Finding a barrel in which to age your beer can be a bit of a challenge, and if you do happen to come across a barrel, there’s the inconvenient fact that barrels are 31 gallons. Those of us used to brewing 5- or 10-gallon batches will be hard-pressed to fill that 31-gallon barrel.
Fortunately, you don’t need to take up cooperage to give your beer that lovely oaky flavor you find in your favorite aged stouts. Manufacturers produce a wide range of products that are just the thing for homebrewers looking to infuse their brews with barrel character.
Types of Oak Products
Some companies do produce small barrels suitable for homebrewers. Expect to pay $200 or more for new barrels, or slightly less for used ones. But unless you expect barrel-aging to play a major role in your home brewery, cubes, chips, or spirals may be a better choice.
Oak cubes are small (about 0.5 inch, or 1.25 cm, square) wooden cubes that you add to a secondary fermentor such as a carboy. They can remain in contact with the beer for months or even years, depending upon the extraction level you’re looking for.
Oak chips look a bit like coarse mulch. The recommended contact time is quite a bit lower than that for cubes, thanks to the substantial surface area. Because the toasting process affects much more of a chip’s area than an equivalent mass of cubes, chips are best used with a light hand.
Oak Spirals are helical pieces of oak whose shape offers more contact area between the oak and the beer. Spirals can be left in aging beer for long periods of time. Some companies also produce staves, which are similar to spirals but with less surface area.
Each of these products is available from various origins and in various toast levels.
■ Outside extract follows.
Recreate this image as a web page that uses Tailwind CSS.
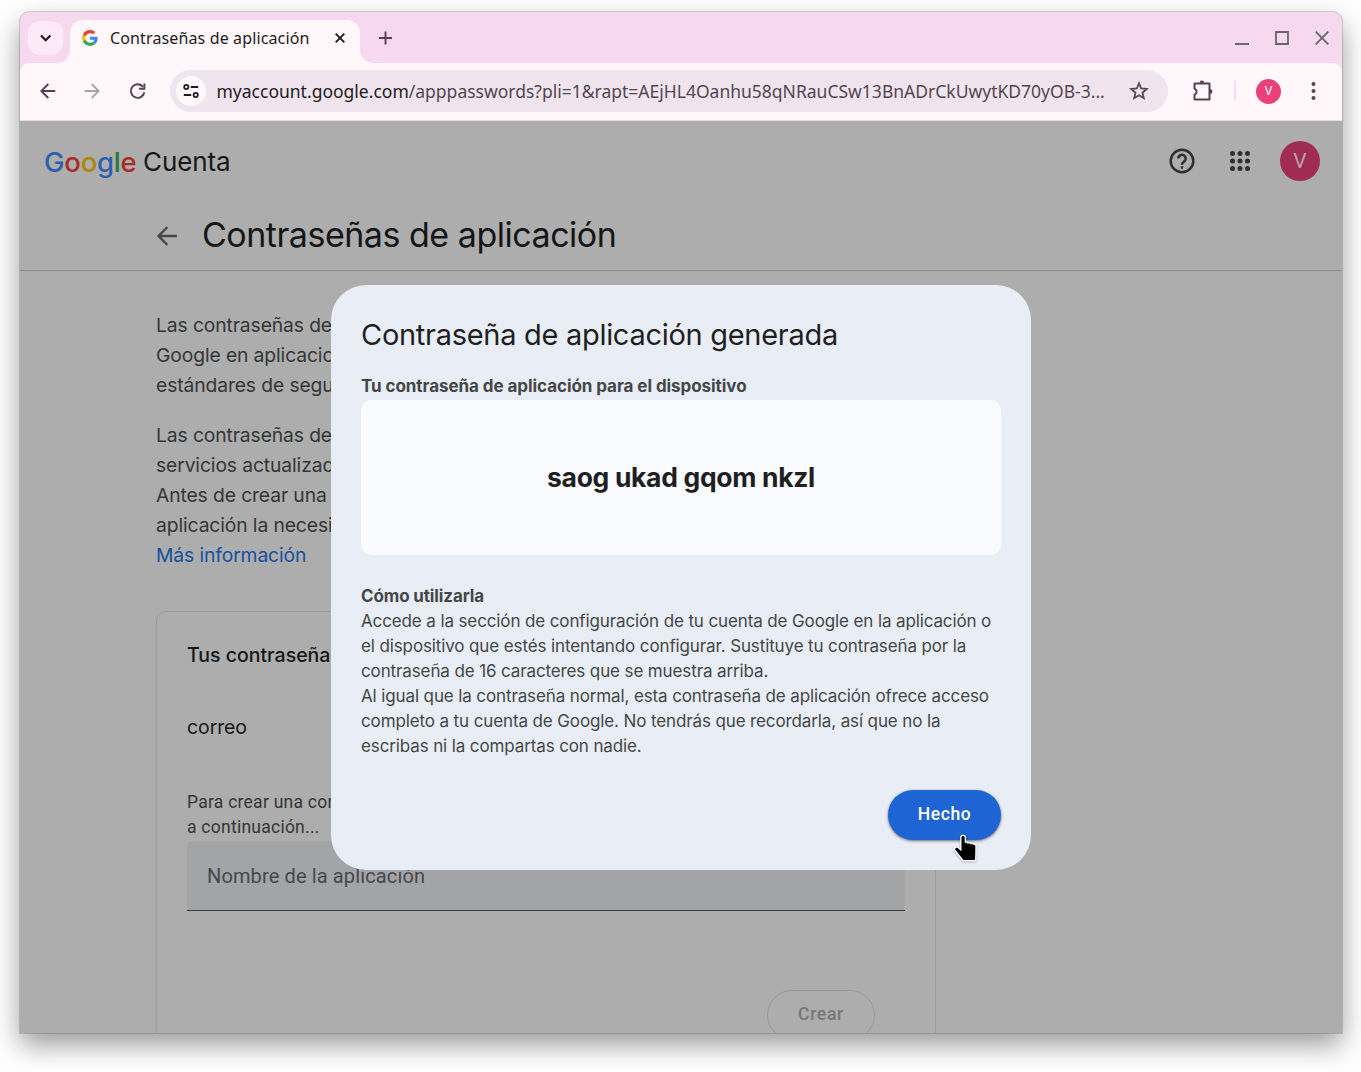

Oak products are usually labeled as having American, French, or Hungarian provenance. The differences are complex and depend as much on processing as on the type of oak itself. But speaking broadly, French oak is frequently described as sweet, fruity, spicy, or jammy. American oak can be campfire-like, coffee-esque, or like cooked fruit; and_ Hungarian oak_ offers up vanilla, black pepper, and chocolate notes.
Further complicating the issue is the level of toast to which the oak is subjected. Lightly toasted oak retains woody tannins and notes of coconut, while heavily toasted oak can bring in butterscotch, vanilla, and smoky overtones. Some oaks are even untoasted, but be careful: Untoasted oak gives up its character quickly!
Finally, soaking your oak product in the spirit of your choice introduces the character of that liqueur into your beer. Bourbon is perhaps the most popular, but rum, Scotch, and even tequila have all found their way into beer. Unlike commercial brewers, homebrewers can legally add distilled spirits to beer. So don’t be afraid to dump in the soaking liquid, too!